Well, well, well!: The medieval well in the Inner Bailey at Beeston Castle is the deepest historical well in England

Cheshire’s central sandstone ridge is composed of several different types of Triassic sandstone.

One of the component sandstones is the aptly named Waterstone. This particularly porous rock acts like a giant sponge, storing up and then releasing water at a steady rate.

Natural springs occur both at the foot of the hills and, occasionally, higher up on the ridge. Wells cut into the soft sandstone are plentiful too.
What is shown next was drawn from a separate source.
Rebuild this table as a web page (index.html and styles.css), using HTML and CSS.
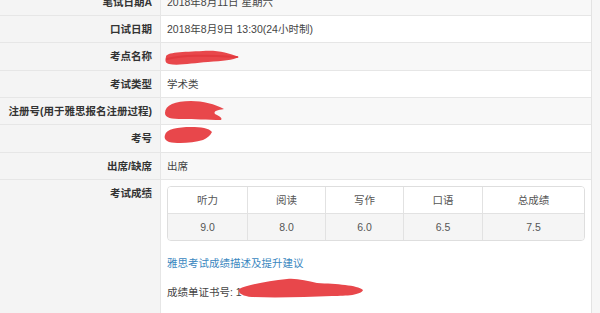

Such a ready water supply meant people could settle virtually anywhere they liked and so farms along the Sandstone Trail tend to be dispersed.

Local Water Supplies

Until piped water arrived just fifty or so years ago, every cottage and farm in this part of central Cheshire relied on their local spring or well for both themselves and their livestock. In times of drought, new wells were dug by local ‘pump well sinkers’; alternatively, poorer cottagers could buy water by the bucket from the local water carrier.

Probably the best known Cheshire well is that within the inner bailey, at the top of Beeston Castle. It’s the deepest historical well in England and cuts down through the sandstone to the water table on the plain below — it’s over 350 feet deep. This masterpiece of medieval engineering must have taken several years to dig.

Other important springs and wells along the Sandstone Trail included Swan’s Well at Manley Common, Pearl Hole at Willington, Beeston Spring below Beeston Castle, Droppingstone Well at Bickerton, and that at Pearl Farm, Tushingham. A search of old maps shows many more.

Mineral Springs

A few so-called mineral springs along the ridge were also widely credited with health-giving powers: in particular Whistlebitch Well in Primrosehill Wood, and Horsley Bath below Peckforton Castle. Finally, a document of 1620 mentions a ‘holy well’ close to Old Saint Chad’s chapel, at Tushingham on the southern section of the Sandstone Trail.

Many of these ancient springs and wells are dry today, their water usurped by a line of pumping stations at the base of the Bickerton hills owned by the Staffordshire Water Board. Water is extracted elsewhere along the ridge for farms, a bottling plant and a brewery.

Over the last few decades the Cheshire water table has fallen dramatically and even the deep, historic, crag-top well at Beeston Castle is dry.